『増補改訂 アースダイバー』/中沢 新一 著/講談社
【私の一冊】田島/多摩六都科学館ボランティア(からだの部屋でのコミュニケーション、科学館イベントのサポートなどをしています)
『増補改訂 アースダイバー』/中沢 新一 著/講談社
私は以前より多摩地区周辺の街道や寺社・名所旧跡の地理・地形・由緒等を確認するため現地を訪れることを楽しみにしてきたが、近年は科学館ボランティア仲間数人とグループで出掛け、先達(リーダー)より用水路などの地形・地質の説明を受けたり、草花・樹木・鳥の名前を教えて貰ったりして好奇心を満たせる機会も増えてきた。
ただ、直近では新型コロナウィルス対策の影響で外出・遠出を自粛・抑制せざるを得なくなったのは残念であるが、何れ事態が沈静化し改善されていくときには、都内各スポットの地理と歴史を一体的・重層的に捉えられる本書は、ぶら歩きのよきお伴になるものといえよう。
即ち本書は、「東京の洪積地(台地)と沖積地(低地)の境界地帯に、旧石器時代・縄文時代から祭祀場が設けられ、それと同じ場所に中近世には寺社が造られ、さらにそれらが近現代の土地開発にまで及んでいる」との論旨を主軸に置いて2005年に出版されたものである。その後、著者は、初刊本では東京・下町地区等の記述不十分としてこれの拡充を図り、2019年に増補改訂版を出すに至った。
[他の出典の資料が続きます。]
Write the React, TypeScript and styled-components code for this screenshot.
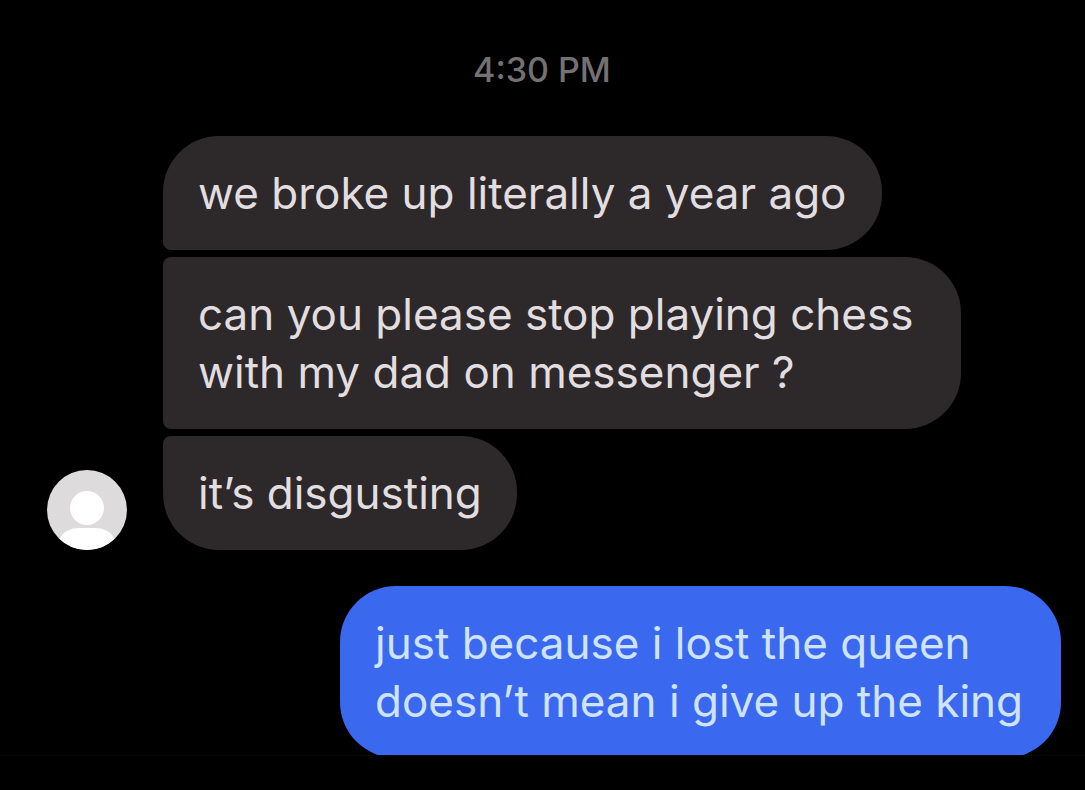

なお、本書には都内各所の大昔から近現代までの遺跡・寺社等を地図にプロットした鳥瞰図が多数収録(「新宿~四谷」、「渋谷~明治神宮」……「大宮八幡宮」周辺、「野川公園」周辺等々)されており、これを眺めるだけで「そぞろ歩き」「ぶら歩き」に出掛けたい気分に導かれるだろう。
ちなみに著者の中沢新一は宗教史学者、哲学者、思想家で、チベット仏教、民俗学、民族学を学び触発され著書多数。父・厚は民俗学者、叔父・網野善彦は著名な歴史家である。